··· INFORMATION GIVEN ···

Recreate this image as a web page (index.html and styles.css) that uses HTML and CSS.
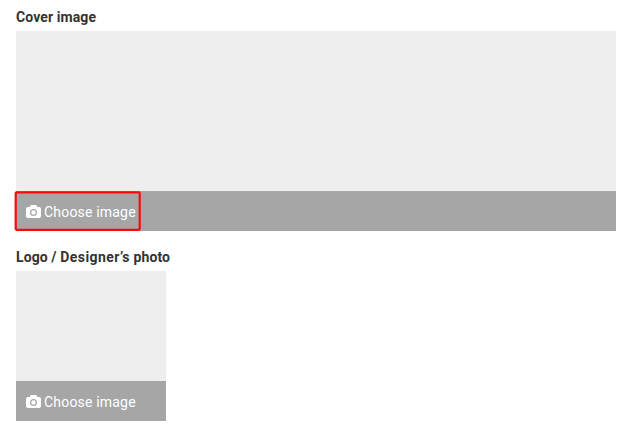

···
··· INFORMATION GIVEN ···

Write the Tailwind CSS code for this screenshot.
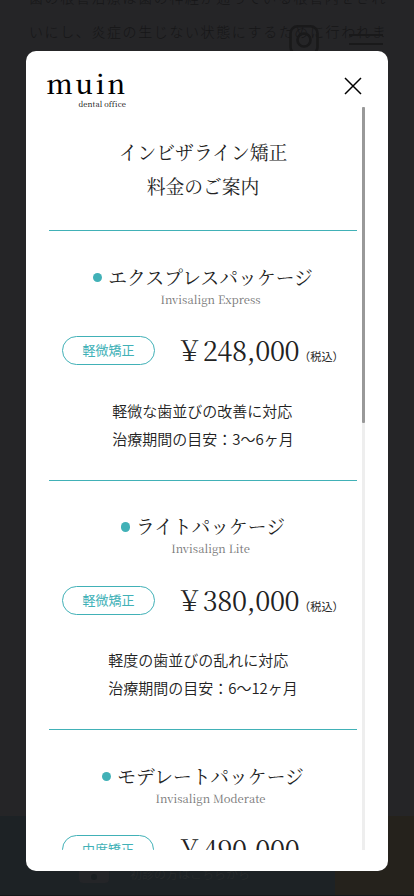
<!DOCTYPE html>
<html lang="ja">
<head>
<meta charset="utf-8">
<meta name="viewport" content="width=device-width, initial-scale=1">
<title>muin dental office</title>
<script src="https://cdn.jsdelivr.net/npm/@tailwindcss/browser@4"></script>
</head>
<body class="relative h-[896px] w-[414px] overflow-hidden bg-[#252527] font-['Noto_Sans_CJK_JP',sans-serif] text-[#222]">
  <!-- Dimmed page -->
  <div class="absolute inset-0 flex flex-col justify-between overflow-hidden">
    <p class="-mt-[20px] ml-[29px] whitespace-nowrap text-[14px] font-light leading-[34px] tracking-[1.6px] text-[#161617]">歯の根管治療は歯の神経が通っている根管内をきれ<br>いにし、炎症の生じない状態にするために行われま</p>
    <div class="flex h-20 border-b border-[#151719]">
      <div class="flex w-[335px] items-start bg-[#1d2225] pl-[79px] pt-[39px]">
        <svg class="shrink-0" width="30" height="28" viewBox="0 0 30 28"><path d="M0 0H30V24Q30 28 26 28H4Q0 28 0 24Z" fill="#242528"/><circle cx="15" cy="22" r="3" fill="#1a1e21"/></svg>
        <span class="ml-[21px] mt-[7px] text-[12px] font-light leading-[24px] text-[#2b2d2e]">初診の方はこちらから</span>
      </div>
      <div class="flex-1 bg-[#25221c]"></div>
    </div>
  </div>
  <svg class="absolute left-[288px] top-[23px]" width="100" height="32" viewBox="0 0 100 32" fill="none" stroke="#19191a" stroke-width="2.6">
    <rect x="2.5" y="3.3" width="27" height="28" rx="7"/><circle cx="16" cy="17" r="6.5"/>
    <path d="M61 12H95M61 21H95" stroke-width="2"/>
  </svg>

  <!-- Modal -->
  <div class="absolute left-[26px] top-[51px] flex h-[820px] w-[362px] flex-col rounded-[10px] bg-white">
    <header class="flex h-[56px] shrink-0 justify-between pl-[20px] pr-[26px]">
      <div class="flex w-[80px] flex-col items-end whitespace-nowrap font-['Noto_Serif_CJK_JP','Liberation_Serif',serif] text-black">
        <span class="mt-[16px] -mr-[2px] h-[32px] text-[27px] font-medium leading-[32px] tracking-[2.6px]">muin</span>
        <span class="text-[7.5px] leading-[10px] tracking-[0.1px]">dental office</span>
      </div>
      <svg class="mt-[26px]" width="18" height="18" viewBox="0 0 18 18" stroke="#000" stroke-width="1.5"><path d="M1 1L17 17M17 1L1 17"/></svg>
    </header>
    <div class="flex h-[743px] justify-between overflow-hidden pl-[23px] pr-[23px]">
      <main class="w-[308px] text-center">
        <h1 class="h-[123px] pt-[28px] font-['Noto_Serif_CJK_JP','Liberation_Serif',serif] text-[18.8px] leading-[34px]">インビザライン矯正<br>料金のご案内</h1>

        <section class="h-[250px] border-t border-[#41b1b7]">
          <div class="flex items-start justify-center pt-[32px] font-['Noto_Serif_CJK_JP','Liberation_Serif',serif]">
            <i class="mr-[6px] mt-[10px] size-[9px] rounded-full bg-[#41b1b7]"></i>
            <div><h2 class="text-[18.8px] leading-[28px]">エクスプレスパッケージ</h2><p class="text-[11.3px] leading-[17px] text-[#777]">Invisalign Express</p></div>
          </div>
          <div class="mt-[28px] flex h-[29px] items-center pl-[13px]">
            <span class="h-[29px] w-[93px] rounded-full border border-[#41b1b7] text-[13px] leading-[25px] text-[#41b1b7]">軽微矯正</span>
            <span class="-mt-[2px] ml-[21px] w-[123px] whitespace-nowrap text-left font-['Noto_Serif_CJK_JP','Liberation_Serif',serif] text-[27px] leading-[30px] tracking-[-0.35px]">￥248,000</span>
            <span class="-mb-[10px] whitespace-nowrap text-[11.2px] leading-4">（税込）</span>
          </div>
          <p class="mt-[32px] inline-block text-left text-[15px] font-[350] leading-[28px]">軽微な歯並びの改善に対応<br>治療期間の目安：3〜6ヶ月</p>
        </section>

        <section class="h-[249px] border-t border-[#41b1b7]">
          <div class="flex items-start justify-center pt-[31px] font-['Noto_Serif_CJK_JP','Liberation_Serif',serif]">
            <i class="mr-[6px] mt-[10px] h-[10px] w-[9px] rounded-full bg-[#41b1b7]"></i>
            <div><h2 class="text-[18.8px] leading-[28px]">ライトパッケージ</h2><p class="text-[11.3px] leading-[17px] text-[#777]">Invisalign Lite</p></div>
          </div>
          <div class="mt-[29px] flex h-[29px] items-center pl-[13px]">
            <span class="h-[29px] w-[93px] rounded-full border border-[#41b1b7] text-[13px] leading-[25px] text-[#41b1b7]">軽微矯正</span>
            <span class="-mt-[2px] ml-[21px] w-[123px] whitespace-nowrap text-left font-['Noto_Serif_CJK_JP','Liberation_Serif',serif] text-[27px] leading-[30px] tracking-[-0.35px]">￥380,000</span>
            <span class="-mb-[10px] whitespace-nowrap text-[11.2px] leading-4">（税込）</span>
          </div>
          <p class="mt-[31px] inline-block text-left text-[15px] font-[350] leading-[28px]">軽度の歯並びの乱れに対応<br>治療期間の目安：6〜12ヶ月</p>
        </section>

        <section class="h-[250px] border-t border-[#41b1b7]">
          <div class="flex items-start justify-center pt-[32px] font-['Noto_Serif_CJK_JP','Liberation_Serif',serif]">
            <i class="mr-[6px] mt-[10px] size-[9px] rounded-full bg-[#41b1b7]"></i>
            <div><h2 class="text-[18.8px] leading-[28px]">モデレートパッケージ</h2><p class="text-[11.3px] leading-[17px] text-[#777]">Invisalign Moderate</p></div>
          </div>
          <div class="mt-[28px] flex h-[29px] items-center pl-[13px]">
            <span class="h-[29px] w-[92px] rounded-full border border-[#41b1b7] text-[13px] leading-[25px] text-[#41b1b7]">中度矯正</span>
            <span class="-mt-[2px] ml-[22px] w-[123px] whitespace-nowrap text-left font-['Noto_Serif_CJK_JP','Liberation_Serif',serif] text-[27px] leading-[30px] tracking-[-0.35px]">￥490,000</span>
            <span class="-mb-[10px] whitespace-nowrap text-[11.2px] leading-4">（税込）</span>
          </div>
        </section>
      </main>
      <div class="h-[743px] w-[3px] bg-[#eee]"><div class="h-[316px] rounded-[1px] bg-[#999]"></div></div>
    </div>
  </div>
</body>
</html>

···

GIVEN PROBLEM. Search the records for the string "this" and return every line in which it occurs.

PROBLEM SOLUTION.
Recreate this image as a web page (index.html and styles.css) that uses HTML and CSS.
Write the Tailwind CSS code for this screenshot.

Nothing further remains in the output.